In order to facilitate this, a diverse dataset was curated by the research team, collecting data from 22 robot embodiments at 20 institutions spanning several countries. The dataset incorporates examples of more than 500 skills and 150,000 tasks throughout over a million episodes. These innovative models are built on the transformative architecture used in large language models – the transformer.
Surpassing Specialist Models
Models RT-1-X and RT-2-X, based on the Robotic Transformer frameworks, were tested across various tasks and robots. The results were indeed remarkable. The generalized model, RT-1-X, displayed a 50% higher success rate against tasks compared to the specialist models designed for individual robots. This indicates the superiority of models trained on an extensive set of examples over specialized ones.

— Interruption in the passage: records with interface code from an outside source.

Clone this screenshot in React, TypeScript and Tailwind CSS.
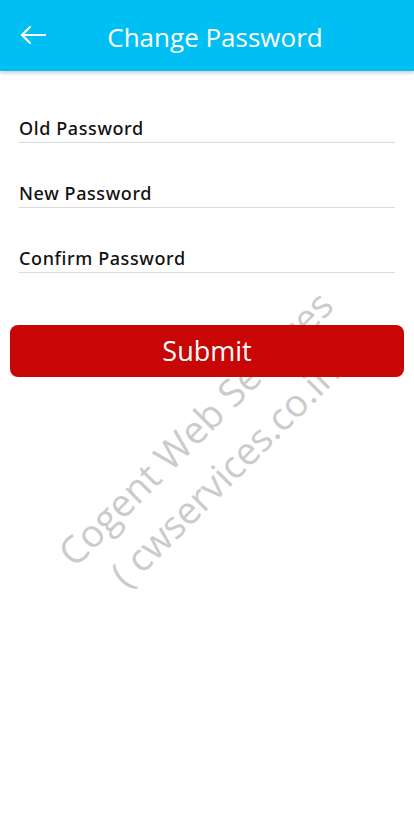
import { FC } from "react";

const fields = [
  { id: "old", label: "Old Password" },
  { id: "new", label: "New Password" },
  { id: "confirm", label: "Confirm Password" },
];

const BackArrow: FC = () => (
  <svg width="26" height="20" viewBox="0 0 26 20" fill="none" stroke="white" strokeWidth="2.2" strokeLinecap="round" strokeLinejoin="round">
    <path d="M25 10H2" />
    <path d="M10 2L2 10l8 8" />
  </svg>
);

export default function App() {
  return (
    <div className="relative min-h-[836px] w-[414px] overflow-hidden bg-white font-['Open_Sans',sans-serif]">
      <header className="relative z-20 flex h-[71px] items-center bg-[#00bff3] shadow-[0_2px_4px_rgba(0,0,0,0.2)]">
        <button className="absolute left-[20px] top-[25px]">
          <BackArrow />
        </button>
        <h1 className="w-full pl-[16px] pt-[4px] text-center text-[26px] text-white">Change Password</h1>
      </header>

      {/* watermark */}
      <div className="pointer-events-none absolute left-[213px] top-[446px] z-0 -translate-x-1/2 -translate-y-1/2 -rotate-45 whitespace-nowrap text-center text-[38px] leading-[52px] text-[#cbcbcb]">
        <div>Cogent Web Services</div>
        <div>( cwservices.co.in )</div>
      </div>

      <form className="relative z-10 flex flex-col px-[19px] pt-[41px]">
        {fields.map((f) => (
          <div key={f.id} className="mb-[34px] flex h-[31px] items-end border-b border-[#dcdcdc]">
            <input
              type="password"
              placeholder={f.label}
              className="w-full bg-transparent pb-0 font-['Noto_Sans',sans-serif] text-[18px] font-medium tracking-[0.6px] text-black outline-none placeholder:text-[#111]"
            />
          </div>
        ))}
      </form>

      <div className="relative z-10 px-[10px] pt-[18px]">
        <button className="flex h-[52px] w-full items-center justify-center rounded-[8px] bg-[#c90606] text-[27px] text-white">
          Submit
        </button>
      </div>
    </div>
  );
}
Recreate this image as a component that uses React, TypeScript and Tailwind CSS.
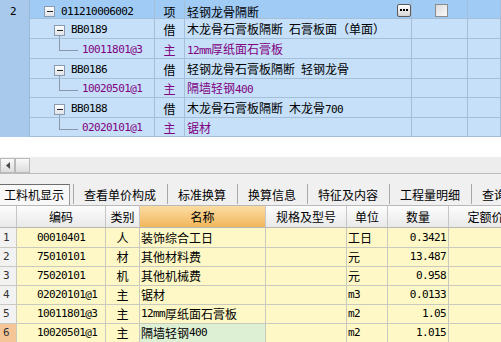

The RT-2-X model continued to exhibit impressive performance, executing emergent skills that were not included in the training dataset. The results suggest that combining data from various platforms equips the model with additional skills not initially present, thereby enabling better performance in unfamiliar tasks.
Using Open X-Embodiment's findings, the team hopes to further research, combining insights from other models like DeepMind's self-improving RoboCat model, and exploring how these generalized models can be improved further. They have open-sourced the dataset and a small version of the RT-1-X model, and believe these tools will greatly expedite robotics research, ushering in a new era for the field.